March 29, 2022
On Monday local time, US President Joe Biden submitted to Congress the president’s budget proposal for fiscal year 2023, in which the proposal of $813.3 billion in defense and national security spending have attracted public attention. This is “among the largest investments in our national security in history,” as Biden called it. In his address to introduce the proposed budget, Biden emphasized, “we’re once again facing increased competition from other nation states – China and Russia – which are going to require investments to make things like space and cyber and other advanced capabilities, including hypersonics.” He also noted, “America is more prosperous, more successful, and more just when it is more secure.”
People cannot help but wonder, what exactly is enough for the US to be “more secure?” Having no formidable enemy both in its south and north is not enough. Enjoying the natural geographical advantage of being located between two oceans is not enough. Having the most powerful military force in the world is not enough. The $813.3 billion defense budget, which accounts for about 40 percent of the global military expenditure, is certainly not enough either. The US is on the path of pursuing absolute security. For that, there is no “most secure,” but only “more secure.” In the US, where society is divided, political parties are confronting each other, ruling elites share almost the same attitude toward the increase in military spending.

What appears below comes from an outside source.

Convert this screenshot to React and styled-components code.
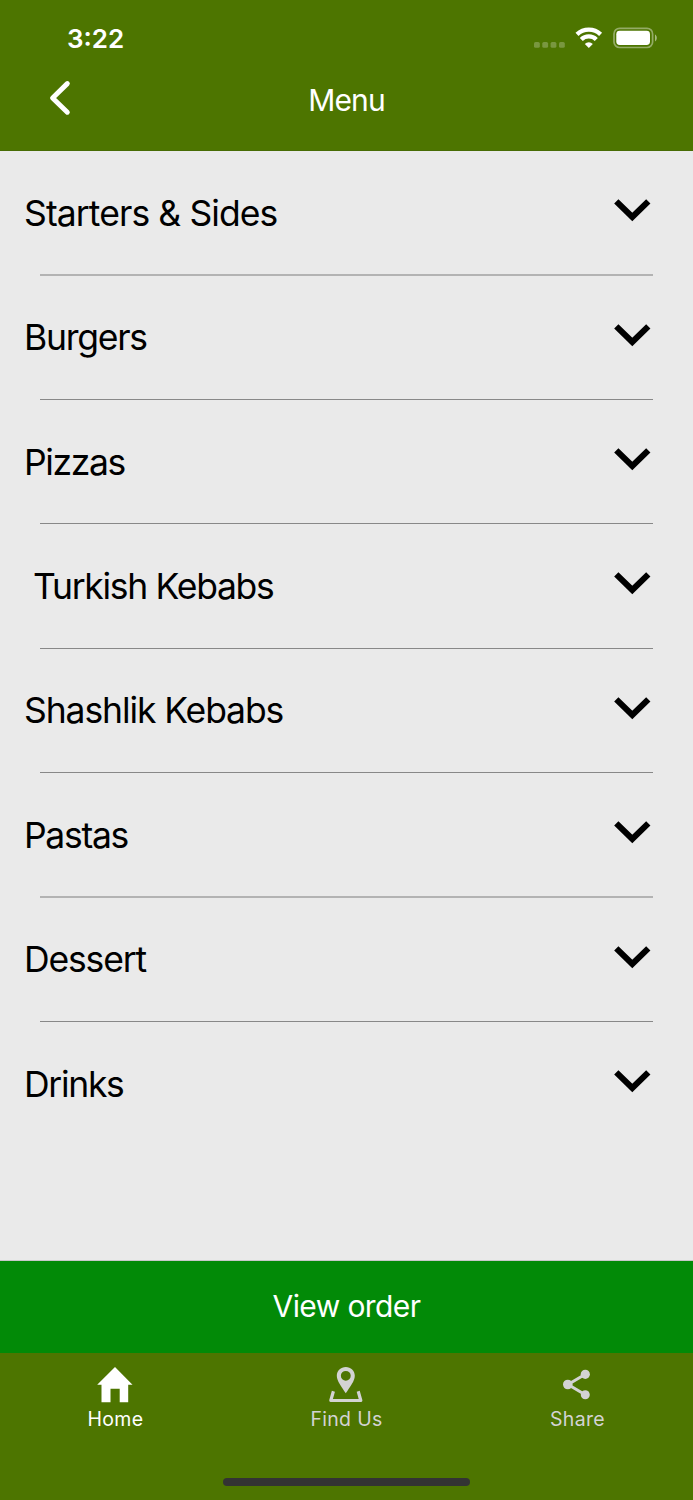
import styled, { createGlobalStyle } from "styled-components"


const categories = [
    { title: "Starters & Sides", spacing: -0.9, softLine: true },
    { title: "Burgers", spacing: -1.25 },
    { title: "Pizzas", spacing: -1.4 },
    { title: "Turkish Kebabs", spacing: -1.3, indent: 9 },
    { title: "Shashlik Kebabs", spacing: -1.1 },
    { title: "Pastas", spacing: -1.3, softLine: true },
    { title: "Dessert", spacing: -1.15 },
    { title: "Drinks", spacing: -1.3 },
]


function StatusIcons(){
    return(
    <svg width="126" height="24" viewBox="532 26 126 24">
        <g fill="#fff" fillOpacity="0.25">
            <rect x="534" y="42" width="5.8" height="5.8" rx="1.6"/>
            <rect x="542.3" y="42" width="5.8" height="5.8" rx="1.6"/>
            <rect x="550.6" y="42" width="5.8" height="5.8" rx="1.6"/>
            <rect x="559" y="42" width="5.8" height="5.8" rx="1.6"/>
        </g>
        <g fill="none" stroke="#fff" strokeWidth="4.3">
            <path d="M577 34.4A17 17 0 0 1 600.6 34.4"/>
            <path d="M581.3 39.5A10.6 10.6 0 0 1 596.3 39.5"/>
        </g>
        <path d="M588.8 47.9L584.8 43.9A5.8 5.8 0 0 1 592.8 43.9Z" fill="#fff"/>
        <rect x="614" y="28.3" width="38.6" height="19.2" rx="5.6" fill="none" stroke="#fff" strokeOpacity="0.4" strokeWidth="1.7"/>
        <rect x="616.3" y="30.8" width="33.7" height="14.2" rx="3.4" fill="#fff"/>
        <path d="M655 34.6C657.4 35.8 657.4 40.2 655 41.4Z" fill="#fff" fillOpacity="0.5"/>
    </svg>)
}

function BackIcon(){
    return(
    <svg width="24" height="36" viewBox="48 80 24 36">
        <path d="M67.3 83.6L52.6 98L67.3 112.2" fill="none" stroke="#fff" strokeWidth="5" strokeLinecap="round" strokeLinejoin="round"/>
    </svg>)
}

function ChevronDown(){
    return(
    <svg width="38" height="24" viewBox="0 0 38 24">
        <path d="M3.3 3.4L19.3 19L35.3 3.4" fill="none" stroke="#000" strokeWidth="6.1"/>
    </svg>)
}

function HomeIcon(){
    return(
    <svg width="36" height="38" viewBox="97 1366 36 38">
        <path d="M115 1367L132.5 1384.7H128.2V1402.2H119.7V1388.8H110.5V1402.2H101.5V1384.7H97.2Z" fill="#fff"/>
    </svg>)
}

function FindIcon(){
    return(
    <svg width="36" height="38" viewBox="328 1366 36 38">
        <path fillRule="evenodd" d="M345.8 1367C350.8 1367 354.8 1370.9 354.8 1375.8C354.8 1381 350 1387 345.8 1393.3C341.6 1387 336.8 1381 336.8 1375.8C336.8 1370.9 340.8 1367 345.8 1367ZM345.8 1370.9A4.9 4.9 0 1 0 345.8 1380.7A4.9 4.9 0 1 0 345.8 1370.9Z" fill="#d3d3d3"/>
        <path d="M333.4 1391.3L330.8 1400.5H360.8L358.2 1391.3" fill="none" stroke="#d3d3d3" strokeWidth="3.2" strokeLinejoin="round"/>
    </svg>)
}

function ShareIcon(){
    return(
    <svg width="36" height="38" viewBox="559 1366 36 38">
        <path d="M585.3 1374.3L568 1384.5L585.3 1394.7" fill="none" stroke="#d3d3d3" strokeWidth="3"/>
        <g fill="#d3d3d3">
            <circle cx="585.3" cy="1374.3" r="4.6"/>
            <circle cx="567.8" cy="1384.5" r="4.8"/>
            <circle cx="585.3" cy="1394.7" r="4.5"/>
        </g>
    </svg>)
}


export default function App(){
    return(<>
    <GlobalStyle/>
    <Screen>
        <Header>
            <StatusBar>
                <Time>3:22</Time>
                <StatusIcons/>
            </StatusBar>
            <NavBar>
                <BackIcon/>
                <Title>Menu</Title>
                <span/>
            </NavBar>
        </Header>
        <List>
            {categories.map((item) => (
            <Row key={item.title}>
                <RowContent>
                    <RowTitle $spacing={item.spacing} $indent={item.indent}>{item.title}</RowTitle>
                    <ChevronDown/>
                </RowContent>
                <Divider $soft={item.softLine}/>
            </Row>))}
        </List>
        <OrderButton>View order</OrderButton>
        <TabBar>
            <Tab $active><HomeIcon/><TabLabel>Home</TabLabel></Tab>
            <Tab><FindIcon/><TabLabel>Find Us</TabLabel></Tab>
            <Tab><ShareIcon/><TabLabel>Share</TabLabel></Tab>
        </TabBar>
        <HomeArea><HomeIndicator/></HomeArea>
    </Screen>
    </>)
}


const GlobalStyle=createGlobalStyle`
body{
    margin: 0;
    background-color: #4d7500;
}
*{
    box-sizing: border-box;
}
svg{
    display: block;
    flex-shrink: 0;
}
`

const Screen=styled.div`
width: 693px;
height: 1500px;
display: flex;
flex-direction: column;
font-family: Inter, "Liberation Sans", sans-serif;
background-color: #4d7500;
overflow: hidden;
`

const Header=styled.header`
height: 151px;
background-color: #4d7500;
border-bottom: 1px solid #486c05;
`

const StatusBar=styled.div`
height: 76px;
padding: 0 35px 0 67px;
display: flex;
align-items: center;
justify-content: space-between;
color: white;
`

const Time=styled.span`
font-size: 26px;
font-weight: 600;
`

const NavBar=styled.div`
height: 44px;
padding: 0 48px;
display: grid;
grid-template-columns: 24px 1fr 24px;
align-items: center;
`

const Title=styled.h1`
margin: 0;
padding-top: 4px;
font-size: 30px;
font-weight: 400;
line-height: 36px;
letter-spacing: -0.9px;
text-align: center;
color: white;
`

const List=styled.main`
height: 1110px;
flex-shrink: 0;
background-color: #eaeaea;
border-bottom: 1px solid #c8c8c8;
`

const Row=styled.section`
height: 124.4px;
display: flex;
flex-direction: column;

&:last-child > div:last-child{
    display: none;
}
`

const RowContent=styled.div`
height: 123.4px;
flex-shrink: 0;
padding: 0 42px 0 24px;
display: flex;
align-items: center;
justify-content: space-between;

svg{
    margin-bottom: 5px;
}
`

const RowTitle=styled.h2`
margin: 0;
padding-top: 1.4px;
padding-left: ${({$indent}) => $indent || 0}px;
font-size: 35.5px;
font-weight: 400;
letter-spacing: ${({$spacing}) => $spacing}px;
white-space: nowrap;
color: black;
`

const Divider=styled.div`
height: ${({$soft}) => $soft ? 2 : 1}px;
flex-shrink: 0;
margin: 0 40px;
background-color: ${({$soft}) => $soft ? "#b3b3b3" : "#888"};
`

const OrderButton=styled.button`
height: 92px;
flex-shrink: 0;
border: none;
padding: 0 0 2px;
background-color: #028a07;
color: white;
font-family: inherit;
font-size: 30px;
letter-spacing: -0.6px;
`

const TabBar=styled.nav`
height: 90px;
padding-top: 13px;
display: grid;
grid-template-columns: repeat(3, 231px);
`

const Tab=styled.div`
padding-right: 1px;
display: flex;
flex-direction: column;
align-items: center;
color: ${({$active}) => $active ? "#fff" : "#d3d3d3"};
`

const TabLabel=styled.span`
margin-top: 3px;
padding-left: 1px;
font-size: 19.5px;
line-height: 24px;
letter-spacing: 0.3px;
`

const HomeArea=styled.footer`
flex: 1;
display: flex;
justify-content: center;
align-items: flex-end;
padding-bottom: 14px;
`

const HomeIndicator=styled.div`
width: 247px;
height: 8px;
border-radius: 4px;
background-color: #333;
`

The $813.3 billion isn’t the final figure. Congress is likely to raise the number again. There seems to be some kind of “trend” – that the approved figure is more than requested. In Donald Trump’s final year in office, his administration’s defense budget request of $752.9 billion was already seen as a record, but Congress authorized a $25 billion increase, ultimately landing at $778 billion for fiscal year 2022.
The latest budget request is a 4.1 percent increase from fiscal year 2022 amount, and a 9.8 percent increase from fiscal year 2021. Some analysts predict that it will be sooner or later that the US military budget exceeds $1 trillion. Such a scale is enough to rank among the top 20 countries in the world in terms of GDP. What’s more, the US GDP accounts for about 20 percent of global GDP, yet military spending is nearly half of the world’s total military spending, about the sum of military spending of more than 100 countries. Even so, the US still feels “insecure.” It has to be said that the US is sick.
It is worth noting that although the Russia-Ukraine conflict has become an excuse for the US to increase military spending, Washington is still clearly pointing at China, which it identifies as the “most challenging strategic threat.” For Washington, the Ukraine crisis is more like an episode while the theme song is to contain China, its biggest “imaginary enemy.” It has been actively building various military security mechanisms in the past two years, from strengthening the alliance of “Five Eyes” to peddling the Quadrilateral Security Dialogue, piecing together AUKUS, a trilateral security pact, and tightening bilateral military alliances. It is a discharge of the “5-4-3-2” formation in the Asia-Pacific region. Washington’s pursuit of military expansion is like a car running out of control on the highway, driving wildly in the direction of militarism.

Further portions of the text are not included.